Auto is not the hardest hit sector in our analysis. Computers and electronics is, followed by machinery, then followed by the auto sector. All of those high-value sectors will clearly lose more sales from this agreement than they will gain. Total job losses could total 30,000 across the 20 sectors that we looked at, so it's wrong to assume that this is just a problem of the auto industry. If anything, the sectors that could win under the agreement are more the exception than the rule.
I acknowledge that some sectors will win, including the export of meat and meat products. Every free trade agreement has winners and losers. The task for policy-makers is to make sure the net impact is going to be positive, and I cannot foresee—perhaps we can talk about this more in the questions—any scenario in which the increase in meat through pork and beef exports to Korea offsets anything but a tiny fraction of the growth in the bilateral trade deficit, which is clearly going to occur under this deal.
Finally, the agreement also includes several of the very negative structural features of the NAFTA-style free trade agreements that have nothing to do with trade.
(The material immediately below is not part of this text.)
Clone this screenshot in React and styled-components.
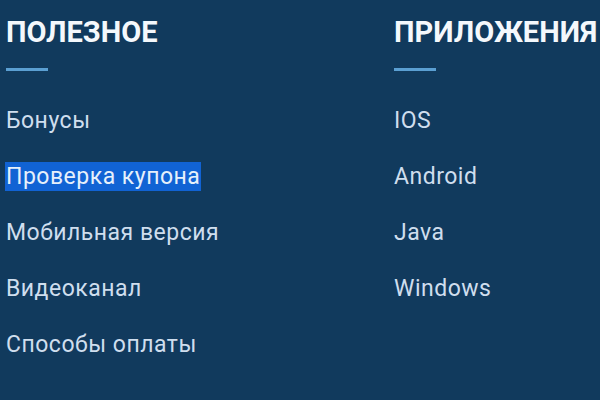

In fact, in some ways they restrict trade. These are features like the deregulatory bias of services trade, intellectual property measures, and limits on government procurement. In fact, I don't know if this is known widely, but the Korea FTA would cut by more than half the size of the threshold under which federal contracts for goods and services have to be offered to the competing country. That's a significant change.
Then finally, it does lock in an investor-state dispute settlement mechanism that is being challenged internationally. I find it incredible that the Europeans are very worried about that provision, yet here in Canada, even progressives would sign an agreement that has more of this investor-state dispute settlement kangaroo court system that's been so controversial.
I look forward to your questions. Thank you again for the opportunity to join you today.